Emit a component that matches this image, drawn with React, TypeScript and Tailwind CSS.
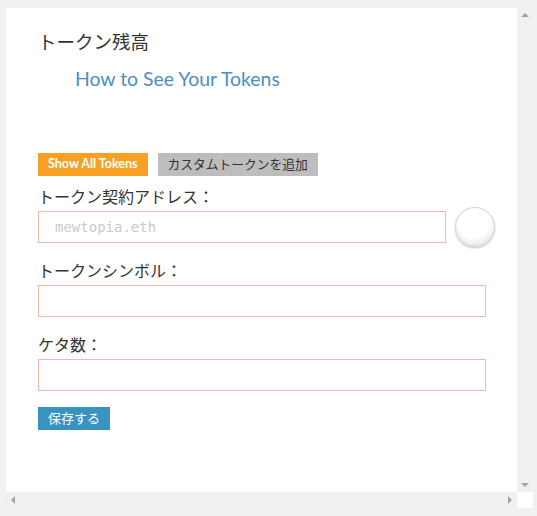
import React from "react";

const font = { fontFamily: "Lato, 'Noto Sans CJK JP', sans-serif" };

function Field({ label, placeholder, withOrb = false }: { label: string; placeholder?: string; withOrb?: boolean }) {
  return (
    <div className="flex flex-col">
      <label className="text-[16px] leading-[22px] text-[#333]">{label}</label>
      <div className="mt-[3px] flex h-[32px] items-center gap-[9px]">
        <input
          placeholder={placeholder}
          className={`h-[32px] border border-[#f5b7b1] bg-white px-[16px] text-[14px] text-[#333] outline-none placeholder:text-[#cbcbcb] ${withOrb ? "w-[408px]" : "w-[448px]"}`}
          style={{ fontFamily: "'DejaVu Sans Mono', monospace" }}
        />
        {withOrb && (
          <div className="h-[40px] w-[40px] shrink-0 rounded-full border border-[#d4d4d4] bg-[radial-gradient(circle_at_48%_38%,#ffffff_50%,#eeeeee_70%,#bdbdbd_100%)] shadow-[0_1px_2px_rgba(0,0,0,0.25)]" />
        )}
      </div>
    </div>
  );
}

export default function App() {
  return (
    <div className="h-[516px] w-[537px] overflow-hidden bg-[#f1f1f1] pl-[6px] pt-[8px]" style={font}>
      <div className="flex h-[500px] w-[527px] flex-col">
        <div className="flex h-[484px]">
          <div className="w-[511px] bg-white pl-[32px] pt-[22px]">
            <h1 className="text-[18.5px] leading-[24px] text-[#333]">トークン残高</h1>
            <a className="ml-[37px] mt-[13px] block text-[19.4px] leading-[24px] text-[#4a90c0]">How to See Your Tokens</a>

            <div className="mt-[62px] flex gap-[10px]">
              <button className="h-[23px] bg-[#f7a024] px-[10px] text-[12.5px] font-bold text-white">Show All Tokens</button>
              <button className="h-[23px] bg-[#bdbdbd] px-[10px] text-[12.75px] text-[#333]">カスタムトークンを追加</button>
            </div>

            <div className="mt-[10px] flex flex-col gap-[17px]">
              <Field label="トークン契約アドレス：" placeholder="mewtopia.eth" withOrb />
              <Field label="トークンシンボル：" />
              <Field label="ケタ数：" />
            </div>

            <button className="mt-[16px] h-[23px] bg-[#3993c1] px-[10px] text-[13px] text-white">保存する</button>
          </div>
          <div className="flex w-[16px] flex-col items-center justify-between bg-[#f0f0f0] py-[5px]">
            <div className="h-0 w-0 border-x-[4px] border-b-[4px] border-x-transparent border-b-[#a3a3a3]" />
            <div className="h-0 w-0 border-x-[4px] border-t-[4px] border-x-transparent border-t-[#a3a3a3]" />
          </div>
        </div>
        <div className="flex h-[16px]">
          <div className="flex w-[511px] items-center justify-between bg-[#f0f0f0] px-[5px]">
            <div className="h-0 w-0 border-y-[4px] border-r-[4px] border-y-transparent border-r-[#a3a3a3]" />
            <div className="h-0 w-0 border-y-[4px] border-l-[4px] border-y-transparent border-l-[#a3a3a3]" />
          </div>
          <div className="w-[16px] bg-white" />
        </div>
      </div>
    </div>
  );
}
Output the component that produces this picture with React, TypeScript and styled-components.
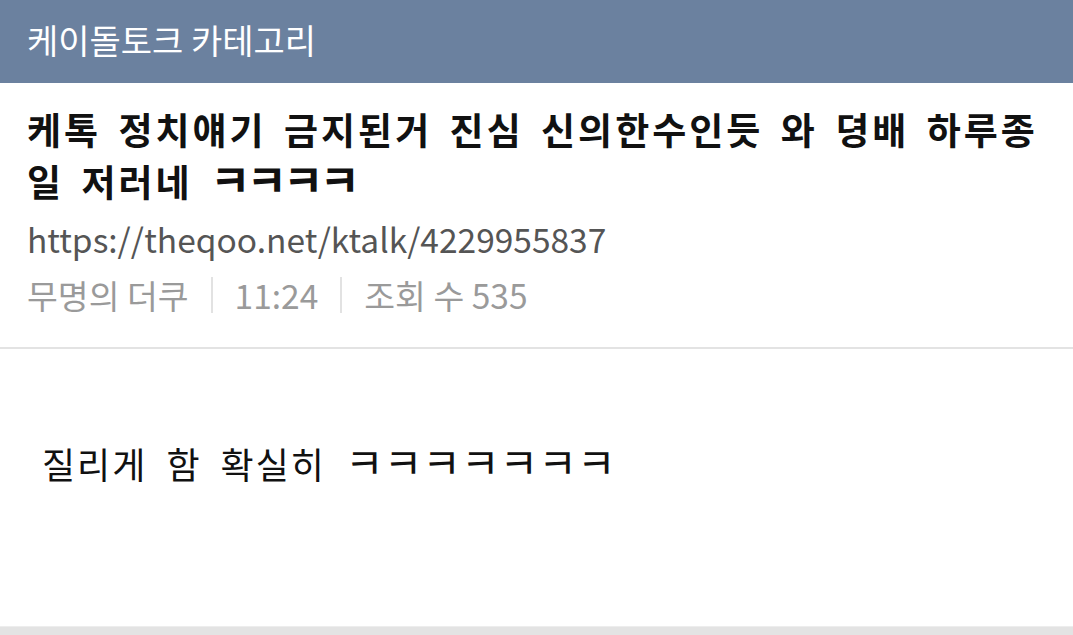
import React from "react";
import styled, { createGlobalStyle } from "styled-components";

const Global = createGlobalStyle`
  html, body { margin: 0; padding: 0; background: #ffffff; }
  body { font-family: "Noto Sans CJK KR", "Noto Sans", sans-serif; }
  * { box-sizing: border-box; }
`;

const Page = styled.div`
  width: 1073px;
  height: 635px;
  display: flex;
  flex-direction: column;
  overflow: hidden;
  background: #fff;
`;

const Header = styled.header`
  height: 83px;
  flex: none;
  background: #6b819f;
  display: flex;
  align-items: center;
  padding: 0 0 5px 27px;
  color: #ffffff;
  font-size: 34px;
  font-weight: 400;
`;

const PostHead = styled.section`
  padding: 20px 20px 0 27px;
  height: 266px;
  flex: none;
  border-bottom: 2px solid #e3e3e3;
`;

const Title = styled.h1`
  margin: 0;
  font-size: 37px;
  font-weight: 700;
  line-height: 52px;
  color: #111;
  letter-spacing: 3px;
  word-spacing: 6px;
  word-break: break-all;
`;

const Laugh = styled.span<{ $size: number; $spacing: number }>`
  font-size: ${(p) => p.$size}px;
  letter-spacing: ${(p) => p.$spacing}px;
  line-height: 1;
`;

const Url = styled.div`
  margin-top: 10px;
  font-size: 33.5px;
  line-height: 44px;
  color: #555;
`;

const Meta = styled.div`
  margin-top: 12px;
  display: flex;
  align-items: center;
  font-size: 33.5px;
  line-height: 44px;
  color: #9a9a9a;
`;

const Sep = styled.span`
  display: inline-block;
  width: 2px;
  height: 36px;
  background: #e2e2e2;
  margin: 0 22px;
`;

const Body = styled.main`
  flex: 1;
  padding: 90px 42px 0 42px;
  font-size: 36px;
  line-height: 48px;
  color: #111;
  letter-spacing: 2px;
  word-spacing: 9px;
`;

const Footer = styled.div`
  height: 9px;
  flex: none;
  background: #e3e3e3;
  border-top: 1px solid #ededed;
`;

export default function App() {
  return (
    <Page>
      <Global />
      <Header>케이돌토크 카테고리</Header>
      <PostHead>
        <Title>
          케톡 정치얘기 금지된거 진심 신의한수인듯 와 뎡배 하루종일 저러네{" "}
          <Laugh $size={44} $spacing={-4}>ㅋㅋㅋㅋ</Laugh>
        </Title>
        <Url>https://theqoo.net/ktalk/4229955837</Url>
        <Meta>
          <span>무명의 더쿠</span>
          <Sep />
          <span>11:24</span>
          <Sep />
          <span>조회 수 535</span>
        </Meta>
      </PostHead>
      <Body>
        질리게 함 확실히 <Laugh $size={42} $spacing={0}>ㅋㅋㅋㅋㅋㅋㅋ</Laugh>
      </Body>
      <Footer />
    </Page>
  );
}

========================

Transcribe every entry word for word, but skip the pictures.

Emit a component that matches this image, drawn with React, TypeScript and Tailwind CSS.
import React from "react";

const font = { fontFamily: "Lato, 'Noto Sans CJK JP', sans-serif" };

function Field({ label, placeholder, withOrb = false }: { label: string; placeholder?: string; withOrb?: boolean }) {
  return (
    <div className="flex flex-col">
      <label className="text-[16px] leading-[22px] text-[#333]">{label}</label>
      <div className="mt-[3px] flex h-[32px] items-center gap-[9px]">
        <input
          placeholder={placeholder}
          className={`h-[32px] border border-[#f5b7b1] bg-white px-[16px] text-[14px] text-[#333] outline-none placeholder:text-[#cbcbcb] ${withOrb ? "w-[408px]" : "w-[448px]"}`}
          style={{ fontFamily: "'DejaVu Sans Mono', monospace" }}
        />
        {withOrb && (
          <div className="h-[40px] w-[40px] shrink-0 rounded-full border border-[#d4d4d4] bg-[radial-gradient(circle_at_48%_38%,#ffffff_50%,#eeeeee_70%,#bdbdbd_100%)] shadow-[0_1px_2px_rgba(0,0,0,0.25)]" />
        )}
      </div>
    </div>
  );
}

export default function App() {
  return (
    <div className="h-[516px] w-[537px] overflow-hidden bg-[#f1f1f1] pl-[6px] pt-[8px]" style={font}>
      <div className="flex h-[500px] w-[527px] flex-col">
        <div className="flex h-[484px]">
          <div className="w-[511px] bg-white pl-[32px] pt-[22px]">
            <h1 className="text-[18.5px] leading-[24px] text-[#333]">トークン残高</h1>
            <a className="ml-[37px] mt-[13px] block text-[19.4px] leading-[24px] text-[#4a90c0]">How to See Your Tokens</a>

            <div className="mt-[62px] flex gap-[10px]">
              <button className="h-[23px] bg-[#f7a024] px-[10px] text-[12.5px] font-bold text-white">Show All Tokens</button>
              <button className="h-[23px] bg-[#bdbdbd] px-[10px] text-[12.75px] text-[#333]">カスタムトークンを追加</button>
            </div>

            <div className="mt-[10px] flex flex-col gap-[17px]">
              <Field label="トークン契約アドレス：" placeholder="mewtopia.eth" withOrb />
              <Field label="トークンシンボル：" />
              <Field label="ケタ数：" />
            </div>

            <button className="mt-[16px] h-[23px] bg-[#3993c1] px-[10px] text-[13px] text-white">保存する</button>
          </div>
          <div className="flex w-[16px] flex-col items-center justify-between bg-[#f0f0f0] py-[5px]">
            <div className="h-0 w-0 border-x-[4px] border-b-[4px] border-x-transparent border-b-[#a3a3a3]" />
            <div className="h-0 w-0 border-x-[4px] border-t-[4px] border-x-transparent border-t-[#a3a3a3]" />
          </div>
        </div>
        <div className="flex h-[16px]">
          <div className="flex w-[511px] items-center justify-between bg-[#f0f0f0] px-[5px]">
            <div className="h-0 w-0 border-y-[4px] border-r-[4px] border-y-transparent border-r-[#a3a3a3]" />
            <div className="h-0 w-0 border-y-[4px] border-l-[4px] border-y-transparent border-l-[#a3a3a3]" />
          </div>
          <div className="w-[16px] bg-white" />
        </div>
      </div>
    </div>
  );
}
Output the component that produces this picture with React, TypeScript and styled-components.
import React from "react";
import styled, { createGlobalStyle } from "styled-components";

const Global = createGlobalStyle`
  html, body { margin: 0; padding: 0; background: #ffffff; }
  body { font-family: "Noto Sans CJK KR", "Noto Sans", sans-serif; }
  * { box-sizing: border-box; }
`;

const Page = styled.div`
  width: 1073px;
  height: 635px;
  display: flex;
  flex-direction: column;
  overflow: hidden;
  background: #fff;
`;

const Header = styled.header`
  height: 83px;
  flex: none;
  background: #6b819f;
  display: flex;
  align-items: center;
  padding: 0 0 5px 27px;
  color: #ffffff;
  font-size: 34px;
  font-weight: 400;
`;

const PostHead = styled.section`
  padding: 20px 20px 0 27px;
  height: 266px;
  flex: none;
  border-bottom: 2px solid #e3e3e3;
`;

const Title = styled.h1`
  margin: 0;
  font-size: 37px;
  font-weight: 700;
  line-height: 52px;
  color: #111;
  letter-spacing: 3px;
  word-spacing: 6px;
  word-break: break-all;
`;

const Laugh = styled.span<{ $size: number; $spacing: number }>`
  font-size: ${(p) => p.$size}px;
  letter-spacing: ${(p) => p.$spacing}px;
  line-height: 1;
`;

const Url = styled.div`
  margin-top: 10px;
  font-size: 33.5px;
  line-height: 44px;
  color: #555;
`;

const Meta = styled.div`
  margin-top: 12px;
  display: flex;
  align-items: center;
  font-size: 33.5px;
  line-height: 44px;
  color: #9a9a9a;
`;

const Sep = styled.span`
  display: inline-block;
  width: 2px;
  height: 36px;
  background: #e2e2e2;
  margin: 0 22px;
`;

const Body = styled.main`
  flex: 1;
  padding: 90px 42px 0 42px;
  font-size: 36px;
  line-height: 48px;
  color: #111;
  letter-spacing: 2px;
  word-spacing: 9px;
`;

const Footer = styled.div`
  height: 9px;
  flex: none;
  background: #e3e3e3;
  border-top: 1px solid #ededed;
`;

export default function App() {
  return (
    <Page>
      <Global />
      <Header>케이돌토크 카테고리</Header>
      <PostHead>
        <Title>
          케톡 정치얘기 금지된거 진심 신의한수인듯 와 뎡배 하루종일 저러네{" "}
          <Laugh $size={44} $spacing={-4}>ㅋㅋㅋㅋ</Laugh>
        </Title>
        <Url>https://theqoo.net/ktalk/4229955837</Url>
        <Meta>
          <span>무명의 더쿠</span>
          <Sep />
          <span>11:24</span>
          <Sep />
          <span>조회 수 535</span>
        </Meta>
      </PostHead>
      <Body>
        질리게 함 확실히 <Laugh $size={42} $spacing={0}>ㅋㅋㅋㅋㅋㅋㅋ</Laugh>
      </Body>
      <Footer />
    </Page>
  );
}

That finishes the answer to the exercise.